Direct interlink of plasma in the convection zone and in the corona

Thursday, 18 December 2014: 5:30 PM
Kiyoto Shibasaki, Nobeyama Solar Radio Observatory, Nagano, Japan
Thermal plasma particles in a magnetic field have a magnetic moment due to Lorentz force. The magnetic moment is anti-parallel to the field direction (diamagnetic) and is inversely proportional to the field strength. It does not disappear even under highly collisional condition. The magnetic flux density (or magnetic field, B) in a magnetized media is determined as B = μ0(H+M), where μ0 is the magnetic permeability of the vacuum, H is the magnetic intensity, and M is the magnetic moment per unit volume.
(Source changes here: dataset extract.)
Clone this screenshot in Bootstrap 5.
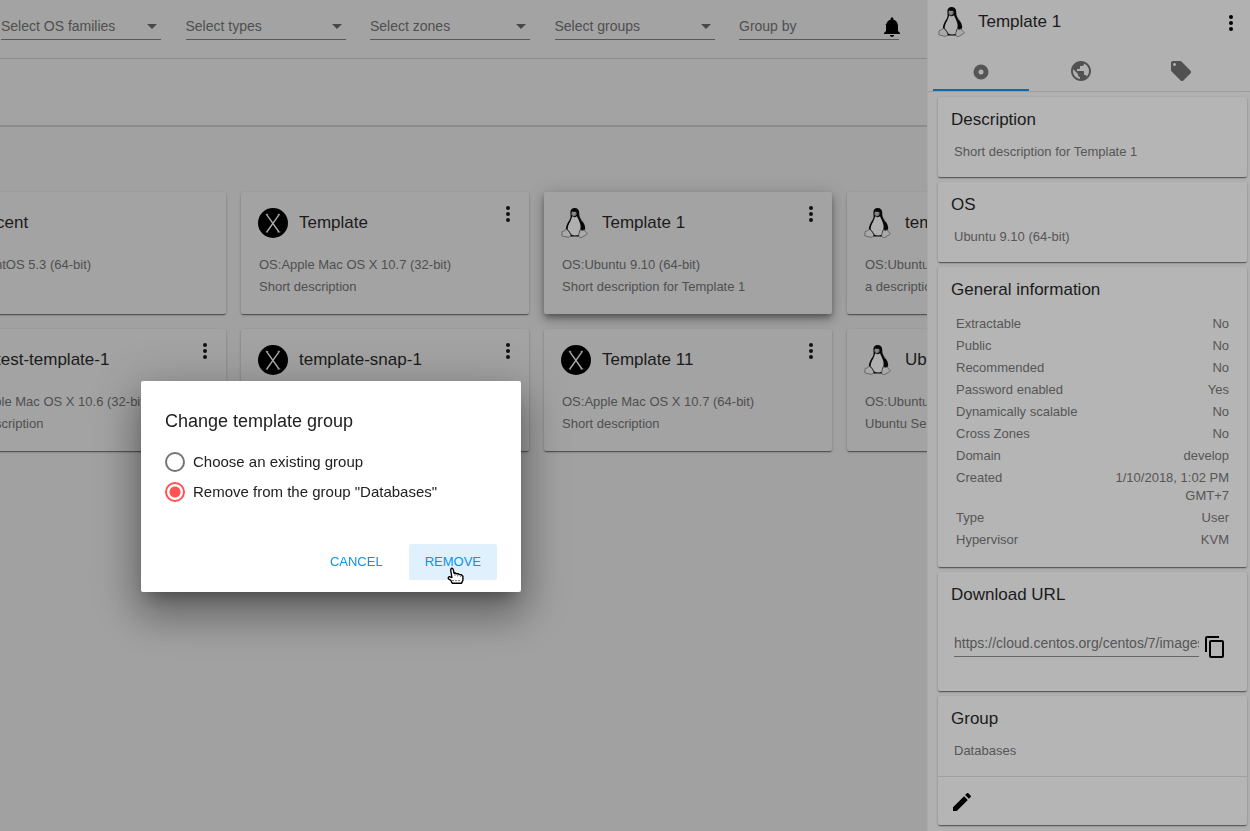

This means that the magnetic field in a plasma is a self-consistent field (B is a function of B itself) and has some restrictions. Under high plasma beta condition, this restriction results in spontaneous formation of magnetic flux tubes. Hence, in the solar convection zone where the gas pressure is high, the magnetic field can exists as concentrated flux tubes. Plasma particles inside and outside the tube are rather independent even in a low ionization degree plasma due to frequent collisions. Plasma particles inside the flux tube are pushed upwards along the field due to the diamagnetic moment (mirror force) against the gravity force. The hot coronal plasma can be supplied directly from below through magnetic flux tubes. Coronal heating and other important questions can be understood by this simple mechanism.